I watched him as he trotted and noticed two things. The first was the antlers looked familiar. Not wide but not narrow. Not tall but not short. Not heavy but not thin. It was the same buck I had seen a few weeks earlier. The second thing that stuck out was his gait. Something was amiss.

He was a good looking buck and was two or maybe three years old. I debated as he trotted along. He covered about 40 yards with the terrain shielding his legs from view. Once he cleared the roll in the field I watched him cover about 20 yards and it appeared he was carrying a front leg. Decision made. I tried to stop him. He slowed. It was a gimme with the tripod, in the wide open, and just 100 yards between us.

Now we’re at the point where I attempted to start the first thread.

I took the shot and recovered from the recoil. He was moving like I missed. The shot felt good - how was this possible? But you know what they say, if he’s not dyin lead’s still flyin. I sent another one. Coincidentally the buck was right in line with that trespasser’s tree, which was now unoccupied. He disappeared into the corner before I could see what happened.

I texted my Dad. He had his muffs on and was unaware I had shot. I gave the buck 15 minutes and decided to sneak down to the impact site. I kept my eyes on his direction of travel in the event he needed one more. Once I got there I found his tracks, but no blood and no hair. Twenty yards slow and quiet and still nothing. Twenty more yards to the edge of the field and still nothing. The doubt was starting to become overwhelming. I moved up another five yards. I texted my Dad - he’s hit.

I found a few splatters in the leaves. I looked around and concluded this was likely the impact from the second round. I thought about backing out, but he was hurt and I had a BAR and a Leupold on 3x. A few more yards and I had a blood trail. I worked the next 30 or so yards fairly quickly. The property line was fast approaching. I looked around and up few yards up and to my left was a main beam.

So, another swim meet and some time to wrap this up.

By the time I found him and took some photos it was early afternoon and getting warm fast - low to mid 40s maybe. I waffled on whether or not to gut him right away or if he could lay for four hours until dark. I decide that the only sure thing was that getting him gutted right away was the best thing I could do, so that’s what I did.

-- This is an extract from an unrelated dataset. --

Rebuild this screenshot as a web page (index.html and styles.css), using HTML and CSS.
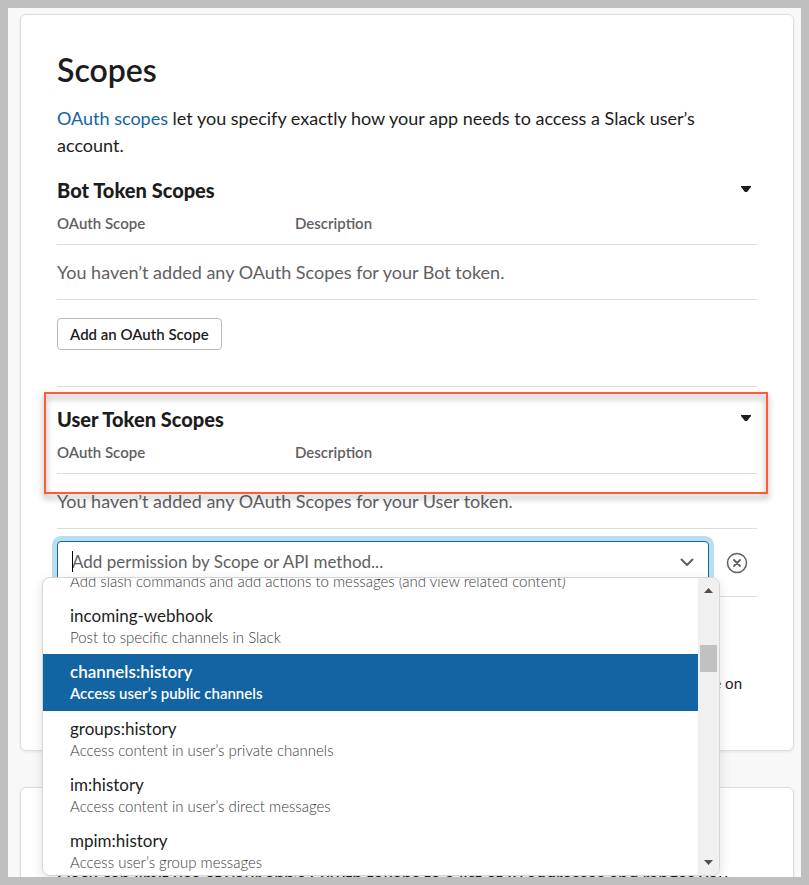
FILE: index.html
```html
<!DOCTYPE html>
<html lang="en">
<head>
  <meta charset="UTF-8" />
  <meta name="viewport" content="width=device-width, initial-scale=1.0"/>
  <title>Scopes</title>
  <link rel="stylesheet" href="styles.css">
</head>
<body>
  <main class="page">
    <section class="card">
      <h1>Scopes</h1>
      <p class="intro"><a href="#">OAuth scopes</a> let you specify exactly how your app needs to access a Slack user’s account.</p>

      <!-- Bot token -->
      <div class="token-section">
        <div class="token-header">
          <h2>Bot Token Scopes</h2>
          <button class="toggle" aria-label="Collapse Bot Token Scopes">
            <svg width="12" height="8" viewBox="0 0 12 8"><path d="M1 1h10v1L7 7H5L1 2z" fill="#1d1c1d"/></svg>
          </button>
        </div>
        <table>
          <thead>
            <tr><th class="col-scope">OAuth Scope</th><th>Description</th></tr>
          </thead>
          <tbody>
            <tr><td colspan="2">You haven’t added any OAuth Scopes for your Bot token.</td></tr>
          </tbody>
        </table>
        <button class="btn">Add an OAuth Scope</button>
      </div>

      <!-- User token -->
      <div class="token-section user">
        <div class="highlight"></div>
        <div class="token-header">
          <h2>User Token Scopes</h2>
          <button class="toggle" aria-label="Collapse User Token Scopes">
            <svg width="12" height="8" viewBox="0 0 12 8"><path d="M1 1h10v1L7 7H5L1 2z" fill="#1d1c1d"/></svg>
          </button>
        </div>
        <table>
          <thead>
            <tr><th class="col-scope">OAuth Scope</th><th>Description</th></tr>
          </thead>
          <tbody>
            <tr><td colspan="2">You haven’t added any OAuth Scopes for your User token.</td></tr>
          </tbody>
        </table>

        <div class="picker">
          <div class="combo">
            <input type="text" class="combo-input" aria-label="Add permission by Scope or API method" placeholder="Add permission by Scope or API method..." />
            <span class="caret"></span>
            <svg class="chevron" width="14" height="9" viewBox="0 0 14 9"><path d="M1.500 1.500L7 7l5.500-5.500" fill="none" stroke="#616061" stroke-width="2" stroke-linecap="round" stroke-linejoin="round"/></svg>

            <div class="menu">
              <ul class="options" role="listbox" aria-label="Scopes">
                <li class="option first" role="option"><small>Add slash commands and add actions to messages (and view related content)</small></li>
                <li class="option" role="option"><span>incoming-webhook</span><small>Post to specific channels in Slack</small></li>
                <li class="option selected" role="option" aria-selected="true"><span>channels:history</span><small>Access user’s public channels</small></li>
                <li class="option" role="option"><span>groups:history</span><small>Access content in user’s private channels</small></li>
                <li class="option" role="option"><span>im:history</span><small>Access content in user’s direct messages</small></li>
                <li class="option" role="option"><span>mpim:history</span><small>Access user’s group messages</small></li>
              </ul>
              <div class="scrollbar">
                <svg width="9" height="5" viewBox="0 0 9 5"><path d="M4.500 0L9 5H0z" fill="#505050"/></svg>
                <div class="thumb"></div>
                <svg width="9" height="5" viewBox="0 0 9 5"><path d="M0 0h9L4.500 5z" fill="#505050"/></svg>
              </div>
            </div>
          </div>
          <button class="remove" aria-label="Cancel">
            <svg width="22" height="22" viewBox="0 0 22 22" fill="none" stroke="#616061"><circle cx="11" cy="11" r="9.500" stroke-width="1.500"/><path d="M8 8l6 6M14 8l-6 6" stroke-width="1.800" stroke-linecap="round"/></svg>
          </button>
        </div>
      </div>

      <p class="note">available on</p>
    </section>

    <section class="card restrict">
      <p>Slack can limit use of your app’s OAuth tokens to a list of IP addresses and ranges you</p>
    </section>
  </main>
</body>
</html>
```

FILE: styles.css
```css
* {
  box-sizing: border-box;
}

body {
  margin: 0;
  font-family: Lato, sans-serif;
  font-size: 18px;
  line-height: 27px;
  color: #1d1c1d;
}

h1, h2, p, ul {
  margin: 0;
}

button {
  font-family: inherit;
  cursor: pointer;
}

svg {
  display: block;
}

.page {
  height: 100vh;
  overflow: hidden;
  border: 8px solid #bfbfbf;
  background: #f8f8f8;
  padding: 6px 7px 0 12px;
}

.card {
  background: #fff;
  border: 1px solid #ddd;
  border-radius: 6px;
  box-shadow: 0 1px 3px rgba(0, 0, 0, 0.08);
  padding: 36px;
  margin-bottom: 36px;
}

h1 {
  font-size: 32px;
  line-height: 38px;
  font-weight: 600;
  margin-bottom: 16px;
}

.intro {
  margin-bottom: 16px;
}

.intro a {
  color: #1264a3;
  text-decoration: none;
}

/* token sections */
.token-header {
  display: flex;
  justify-content: space-between;
  align-items: center;
}

h2 {
  font-size: 20px;
  line-height: 30px;
  font-weight: 900;
}

.toggle {
  border: none;
  background: none;
  padding: 0 5px 2px;
}

table {
  width: 100%;
  border-collapse: separate;
  border-spacing: 0;
}

th {
  text-align: left;
  font-size: 15px;
  line-height: 22px;
  font-weight: 600;
  color: #616061;
  padding: 7px 0 10px;
  border-bottom: 1px solid #ddd;
}

.col-scope {
  width: 34%;
}

td {
  color: #616061;
  padding: 14px 0 13px;
  border-bottom: 1px solid #ddd;
}

.btn {
  display: block;
  height: 32px;
  margin-top: 18px;
  padding: 0 12px 1px;
  background: #fff;
  border: 1px solid #bbb;
  border-radius: 4px;
  font-size: 15px;
  font-weight: 600;
  color: #1d1c1d;
}

.user {
  position: relative;
  margin-top: 36px;
  padding-top: 17px;
  border-top: 1px solid #ddd;
  border-bottom: 1px solid #ddd;
}

.highlight {
  position: absolute;
  top: 5px;
  left: -13px;
  right: -11px;
  height: 102px;
  border: 2px solid #ff5c35;
  filter: drop-shadow(0 4px 3px rgba(0, 0, 0, 0.45));
  pointer-events: none;
}

/* scope picker */
.picker {
  display: flex;
  align-items: center;
  gap: 17px;
  padding: 12px 9px 11px 0;
}

.combo {
  position: relative;
  flex: 1;
}

.combo-input {
  display: block;
  width: 100%;
  height: 44px;
  padding: 0 40px 3px 14px;
  border: 1px solid #1264a3;
  border-radius: 4px;
  box-shadow: 0 0 0 5px #b9dfee;
  font-family: inherit;
  font-size: 17px;
  outline: none;
}

.combo-input::placeholder {
  color: #616061;
  opacity: 1;
}

.caret {
  position: absolute;
  left: 15px;
  top: 10px;
  width: 1px;
  height: 21px;
  background: #000;
}

.chevron {
  position: absolute;
  right: 15px;
  top: 17px;
}

.remove {
  border: none;
  background: none;
  padding: 0;
}

.menu {
  position: absolute;
  z-index: 2;
  top: 36px;
  left: -15px;
  right: -11px;
  height: 299px;
  display: flex;
  overflow: hidden;
  background: #fff;
  border: 1px solid #d5d5d5;
  border-radius: 8px;
  box-shadow: 0 4px 12px rgba(0, 0, 0, 0.12);
}

.options {
  flex: 1;
  padding: 0;
  list-style: none;
}

.option {
  padding: 6px 27px 8px;
}

.option span,
.option small {
  display: block;
}

.option span {
  font-size: 17px;
  line-height: 24px;
}

.option small {
  font-size: 15px;
  line-height: 18px;
  font-weight: 300;
  color: #3c3b3c;
}

.option.first {
  margin-top: -12px;
}

.option.selected {
  padding-bottom: 9px;
  background: #1264a3;
  font-weight: 600;
  color: #fff;
}

.option.selected small {
  font-weight: 600;
  color: #fff;
}

.scrollbar {
  display: flex;
  flex-direction: column;
  align-items: center;
  justify-content: space-between;
  width: 21px;
  padding: 10px 0;
  background: #f0f0f0;
}

.thumb {
  width: 17px;
  height: 27px;
  margin: 52px 0 auto;
  background: #c1c1c1;
}

.note {
  margin-top: 75px;
  padding: 0 15px 20px 0;
  font-size: 15px;
  line-height: 22px;
  text-align: right;
}

.restrict {
  padding-top: 77px;
}
```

I felt pretty good about my gut job and getting him propped open and propped up - enough so that I took a picture.

With that done I hopped back in the blind to finish out the day. It was pretty uneventful. The neighboring trespasser showed up with a couple hours to go. My buck was propped up about 30 yards from his stand and I think he must have noticed it based on the way he stood there looking at it for five minutes trying to figure out what in the hell he was looking at . . .

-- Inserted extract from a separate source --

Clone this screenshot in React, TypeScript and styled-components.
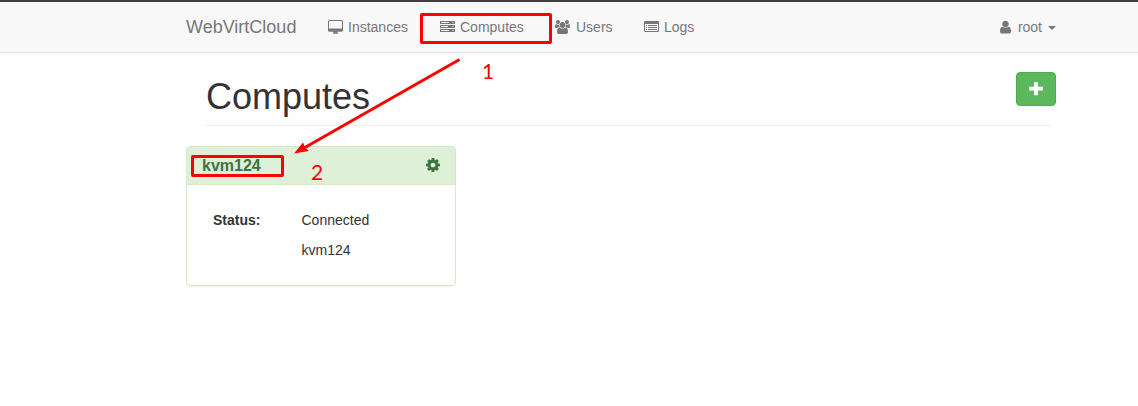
import React from "react";
import styled, { createGlobalStyle } from "styled-components";

const GlobalStyle = createGlobalStyle`
  *, *::before, *::after { box-sizing: border-box; }
  body {
    margin: 0;
    background: #fff;
    color: #333;
    font: 14px/20px "Liberation Sans", Arial, sans-serif;
    overflow: hidden;
  }
  #root { height: 406px; }
`;

const Page = styled.div`
  position: relative;
  height: 406px;
  border-top: 2px solid #403e41;
`;

const Navbar = styled.nav`
  height: 51px;
  background: #f8f8f8;
  border-bottom: 1px solid #e7e7e7;
  padding: 0 82px 0 186px;
  display: flex;
  align-items: center;
  color: #777;
`;

const Brand = styled.a`
  font-size: 18px;
  width: 142px;
`;

const NavItem = styled.a<{ $width?: number }>`
  display: flex;
  align-items: center;
  width: ${(p) => (p.$width ? `${p.$width}px` : "auto")};
`;

const NavIcon = styled.svg<{ $w: number; $gap: number }>`
  width: ${(p) => p.$w}px;
  height: 14px;
  margin-right: ${(p) => p.$gap}px;
  fill: currentColor;
`;

const Account = styled(NavItem)`
  margin-left: auto;
`;

const Caret = styled.span`
  margin-left: 6px;
  margin-top: 2px;
  border-top: 4px solid #777;
  border-left: 4px solid transparent;
  border-right: 4px solid transparent;
`;

const Main = styled.main`
  width: 870px;
  margin-left: 186px;
`;

const PageHeader = styled.header`
  display: flex;
  justify-content: space-between;
  align-items: flex-start;
  height: 73px;
  margin: 0 5px 20px 20px;
  border-bottom: 1px solid #eee;
`;

const Title = styled.h1`
  margin: 24px 0 0;
  font-size: 36px;
  line-height: 40px;
  font-weight: 400;
`;

const AddButton = styled.button`
  width: 40px;
  height: 34px;
  margin: 19px -5px 0 0;
  padding: 0 1px 0 0;
  border: 1px solid #4cae4c;
  border-radius: 4px;
  background: #5cb85c;
  display: flex;
  align-items: center;
  justify-content: center;
`;

const Panel = styled.section`
  width: 270px;
  height: 140px;
  border: 1px solid #d6e9c6;
  border-radius: 4px;
  box-shadow: 0 1px 1px rgba(0, 0, 0, 0.05);
`;

const PanelHeading = styled.div`
  height: 38px;
  padding: 0 15px;
  display: flex;
  align-items: center;
  justify-content: space-between;
  background: #dff0d8;
  border-bottom: 1px solid #d6e9c6;
  border-radius: 3px 3px 0 0;
  color: #3c763d;
`;

const PanelTitle = styled.h3`
  margin: 0;
  font-size: 16px;
  line-height: 20px;
`;

const Gear = styled.svg`
  width: 14px;
  height: 14px;
  margin-bottom: 1px;
  fill: currentColor;
`;

const Details = styled.dl`
  margin: 0;
  padding: 25px 26px;
  display: grid;
  grid-template-columns: 88.5px 1fr;
  row-gap: 10px;
`;

const Term = styled.dt`
  font-weight: 700;
`;

const Value = styled.dd`
  margin: 0;
  grid-column: 2;
`;

const Highlight = styled.div<{ $x: number; $y: number; $w: number; $h: number }>`
  position: absolute;
  left: ${(p) => p.$x}px;
  top: ${(p) => p.$y - 2}px;
  width: ${(p) => p.$w}px;
  height: ${(p) => p.$h}px;
  border: 3px solid #f00;
  border-radius: 2px;
`;

const Arrow = styled.svg`
  position: absolute;
  left: 290px;
  top: 48px;
  width: 180px;
  height: 110px;
`;

const Step = styled.span<{ $x: number; $y: number }>`
  position: absolute;
  left: ${(p) => p.$x}px;
  top: ${(p) => p.$y - 2}px;
  color: #f00;
  font: 21px/24px Lato, sans-serif;
`;

const cogPath =
  "M1024 896q0-106-75-181t-181-75-181 75-75 181 75 181 181 75 181-75 75-181zm512-109v222q0 12-8 23t-20 13l-185 28q-19 54-39 91 35 50 107 138 10 12 10 25t-9 23q-27 37-99 108t-94 71q-12 0-26-9l-138-108q-44 23-91 38-16 136-29 186-7 28-36 28h-222q-14 0-24.5-8.5t-11.5-21.5l-28-184q-49-16-90-37l-141 107q-10 9-25 9-14 0-25-11-126-114-165-168-7-10-7-23 0-12 8-23 15-21 51-66.5t54-70.5q-27-50-41-99l-183-27q-13-2-21-12.5t-8-23.5v-222q0-12 8-23t19-13l186-28q14-46 39-92-40-57-107-138-10-12-10-24 0-10 9-23 26-36 98.5-107.5t94.5-71.5q13 0 26 10l138 107q44-23 91-38 16-136 29-186 7-28 36-28h222q14 0 24.5 8.5t11.5 21.5l28 184q49 16 90 37l142-107q9-9 24-9 13 0 25 10 129 119 165 170 7 8 7 22 0 12-8 23-15 21-51 66.5t-54 70.5q26 50 41 98l183 28q13 2 21 12.5t8 23.5z";
const desktopPath =
  "M1792 992v-832q0-13-9.5-22.5t-22.5-9.5h-1600q-13 0-22.5 9.5t-9.5 22.5v832q0 13 9.5 22.5t22.5 9.5h1600q13 0 22.5-9.5t9.5-22.5zm128-832v1088q0 66-47 113t-113 47h-544q0 37 16 77.5t32 71 16 43.5q0 26-19 45t-45 19h-512q-26 0-45-19t-19-45q0-14 16-44t32-70 16-78h-544q-66 0-113-47t-47-113v-1088q0-66 47-113t113-47h1600q66 0 113 47t47 113z";
const usersPath =
  "M593 896q-162 5-265 128h-134q-82 0-138-40.5t-56-118.5q0-353 124-353 6 0 43.5 21t97.5 42.5 119 21.5q67 0 133-23-5 37-5 66 0 139 81 256zm1071 637q0 120-73 189.5t-194 69.5h-874q-121 0-194-69.5t-73-189.5q0-53 3.5-103.5t14-109 26.5-108.5 43-97.5 62-81 85.5-53.5 111.5-20q10 0 43 21.5t73 48 107 48 135 21.5 135-21.5 107-48 73-48 43-21.5q61 0 111.5 20t85.5 53.5 62 81 43 97.5 26.5 108.5 14 109 3.5 103.5zm-1024-1277q0 106-75 181t-181 75-181-75-75-181 75-181 181-75 181 75 75 181zm704 384q0 159-112.5 271.5t-271.5 112.5-271.5-112.5-112.5-271.5 112.5-271.5 271.5-112.5 271.5 112.5 112.5 271.5zm576 225q0 78-56 118.5t-138 40.5h-134q-103-123-265-128 81-117 81-256 0-29-5-66 66 23 133 23 59 0 119-21.5t97.5-42.5 43.5-21q124 0 124 353zm-128-609q0 106-75 181t-181 75-181-75-75-181 75-181 181-75 181 75 75 181z";
const userPath =
  "M1536 1399q0 109-62.5 187t-150.5 78h-854q-88 0-150.5-78t-62.5-187q0-85 8.5-160.5t31.5-152 58.5-131 94-89 134.5-34.5q131 128 313 128t313-128q76 0 134.5 34.5t94 89 58.5 131 31.5 152 8.5 160.5zm-256-887q0 159-112.5 271.5t-271.5 112.5-271.5-112.5-112.5-271.5 112.5-271.5 271.5-112.5 271.5 112.5 112.5 271.5z";

export default function App() {
  return (
    <>
      <GlobalStyle />
      <Page>
        <Navbar>
          <Brand>WebVirtCloud</Brand>
          <NavItem $width={112}>
            <NavIcon $w={15} $gap={5} viewBox="0 0 1920 1680" preserveAspectRatio="none">
              <path d={desktopPath} />
            </NavIcon>
            Instances
          </NavItem>
          <NavItem $width={115}>
            <NavIcon $w={15} $gap={5} viewBox="0 0 15 14">
              <path fillRule="evenodd" d="M0 1h15v3H0zM1 2v1h8V2zM12.500 2v1h1V2zM0 5h15v3H0zM1 6v1h7v-1zM12.500 6v1h1v-1zM0 9h15v3H0zM1 10v1h8v-1zM12.500 10v1h1v-1z" />
            </NavIcon>
            Computes
          </NavItem>
          <NavItem $width={89}>
            <NavIcon $w={15} $gap={6} viewBox="0 0 1920 1792" preserveAspectRatio="none">
              <path d={usersPath} />
            </NavIcon>
            Users
          </NavItem>
          <NavItem>
            <NavIcon $w={15} $gap={5} viewBox="0 0 15 14">
              <path fillRule="evenodd" d="M1 1h13q1 0 1 1v9q0 1-1 1H1q-1 0-1-1V2q0-1 1-1zM1 4v7h13V4zM2 5h1v1H2zM4 5h9v1H4zM2 7h1v1H2zM4 7h9v1H4zM2 9h1v1H2zM4 9h9v1H4z" />
            </NavIcon>
            Logs
          </NavItem>
          <Account>
            <NavIcon $w={11} $gap={7} viewBox="256 32 1280 1680" preserveAspectRatio="none">
              <path d={userPath} />
            </NavIcon>
            root
            <Caret />
          </Account>
        </Navbar>
        <Main>
          <PageHeader>
            <Title>Computes</Title>
            <AddButton aria-label="Add compute">
              <svg width="14" height="14" viewBox="0 0 14 14" fill="#fff">
                <path d="M5 0h4v4.800h5v3.700H9v4.800H5V8.500H0V4.800h5z" />
              </svg>
            </AddButton>
          </PageHeader>
          <Panel>
            <PanelHeading>
              <PanelTitle>kvm124</PanelTitle>
              <Gear viewBox="0 128 1536 1536"><path d={cogPath} /></Gear>
            </PanelHeading>
            <Details>
              <Term>Status:</Term>
              <Value>Connected</Value>
              <Value>kvm124</Value>
            </Details>
          </Panel>
        </Main>
        <Highlight $x={420} $y={13} $w={132} $h={31} />
        <Highlight $x={191} $y={155} $w={93} $h={22} />
        <Arrow viewBox="290 50 180 110">
          <path d="M459.500 59.500L304 148" stroke="#f00" strokeWidth="3" fill="none" />
          <path d="M294 153.500L303 142.500L305 147L308.500 151z" fill="#f00" />
        </Arrow>
        <Step $x={482} $y={59}>1</Step>
        <Step $x={311} $y={160}>2</Step>
      </Page>
    </>
  );
}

My brother was pretty eager to come out and help get him loaded up. He arrived at dark, hopped in the UTV with my Dad and motored on down. A short 30 yard drag and then it was time to tighten the core and straighten the back.

Sunday was a good day for a sit, but pretty uneventful.

I saw a doe and some fawns about an hour in and then another one after lunch. I think my Dad saw a couple as well. Unfortunately the highlight, or rather lowlight of the day was the five alarm fire less than a mile away. About 45 minutes before dark my Dad saw a massive tower of black smoke and shortly thereafter after the siren parade started. Well over a dozen emergency vehicles sped by on the road a few hundred yards away. I think all that commotion, coupled with the intrusion the prior day pretty much killed any action.

I took my son out a few days later for a couple of sits, unfortunately I think all the activity killed any hope of action given the marginal spot.

Found out this guy had canines. Which according to the interwebs, is pretty rare. It was the first time I’ve seen it. I thought that was pretty neat.

So I’ll wrap with this: I started to tell this story back in November as a “what would you do?” because I was conflicted about pulling the trigger. On the one hand, he was younger than what I was looking for and a deer I would have loved to have seen my Dad or one of my kids get a shot at, either this season or next. On the other, the limp made my decision. Upon a brief inspection, there was nothing obvious as to why he was walking that way.

Did I make the right decision? I don’t know. But as time has gone on, I’ve come to feel better about it. He was a unique buck, that was taken cleanly, and provided some lifetime memories.